The upper caste Hindu political parties buy Dalit leaders and the Dalit parties break up after becoming weak. This is the reason why even the so called Bahujan Samaj Party of so called Dalits in North India is going after Brahmins and Banias and is compelled to accept slogans like “Hathi nahi Ganesh hai, Brahma, Vishnu, Mahesh hai”. Now their transformation has taken place from Bahujan to Sarvajan. Due to these circumstances, the Dalits have suffered a lot, they have remained politically as slaves of the upper castes. Therefore, in this context it would be expedient to review the justification of the Poona Pact. Shouldn’t the Dalits think of raising the demand for separate electorates again?

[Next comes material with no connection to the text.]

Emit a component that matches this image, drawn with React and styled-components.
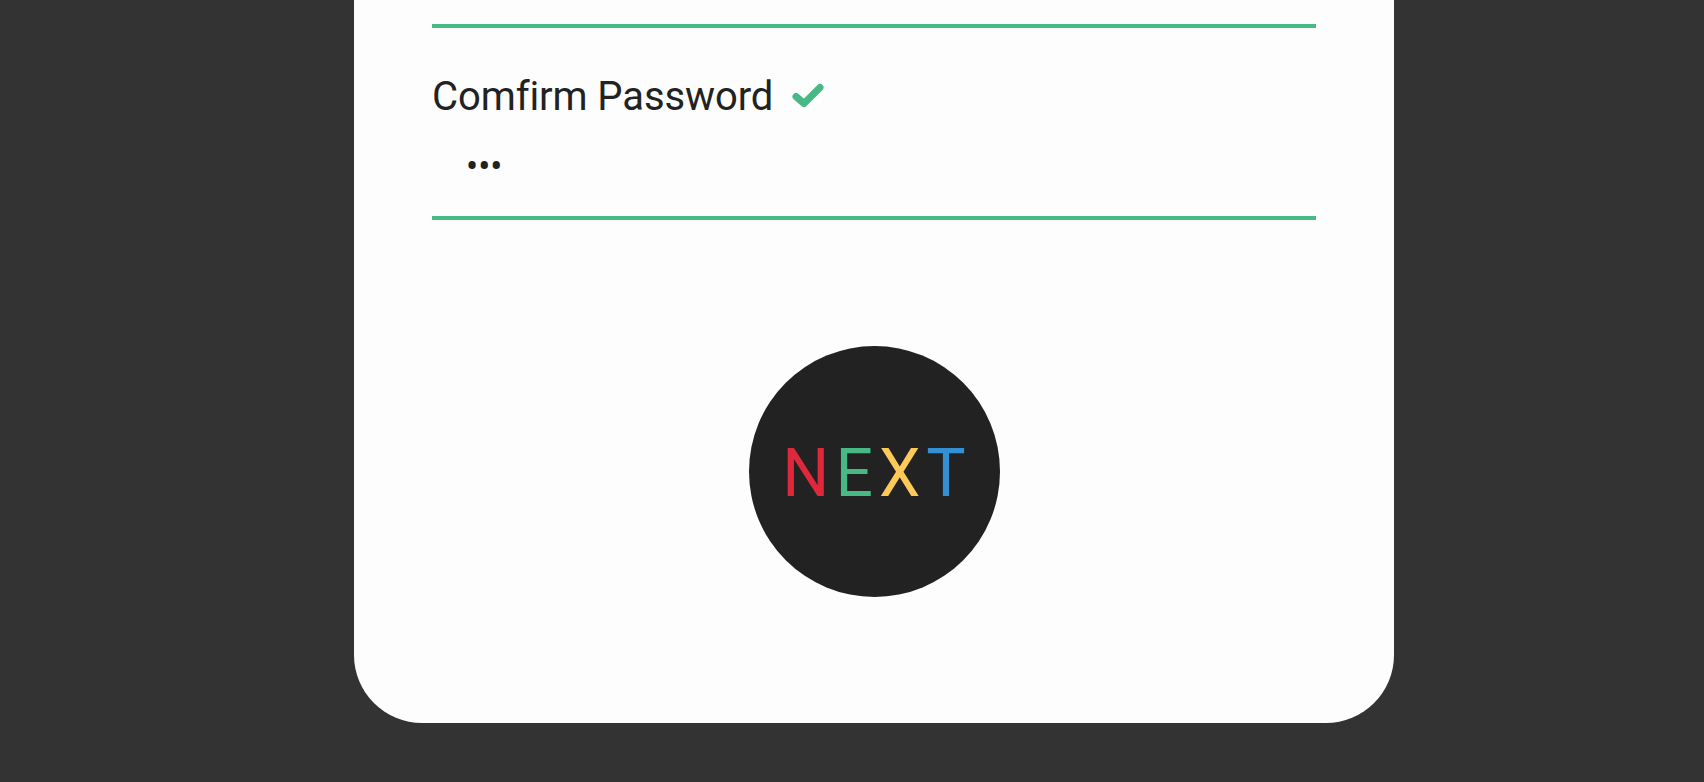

Although in the terms of the Poona Pact, there was talk of ending untouchability, giving reservation in government services and making budget provision for the education of Dalits, but even after 74 years of independence, the condition of their implementation is pathetic. Dr. Ambedkar expressed his thoughts in a big meeting of the upper caste Hindus in Bombay on September 25, 1932, convened for the approval of the Poona Pact, and said, “We have only one concern. Will future generations of Hindus follow this agreement? On this all the upper caste Hindus said in one voice, “Yes, we will.” Dr. Ambedkar had also said, “We see that unfortunately the Hindu sect is not an organized group but a federation of different sects. I hope and believe that on your part you will consider this inscription sacred and act in a respectful spirit.”Shouldn’t the Savarna Hindus today do a little retrospection about honestly implementing this agreement made by their ancestors with the Dalits? Should they not return the political right of a separate electorate to the Dalits. Do they see their loss in the honest implementation of this agreement?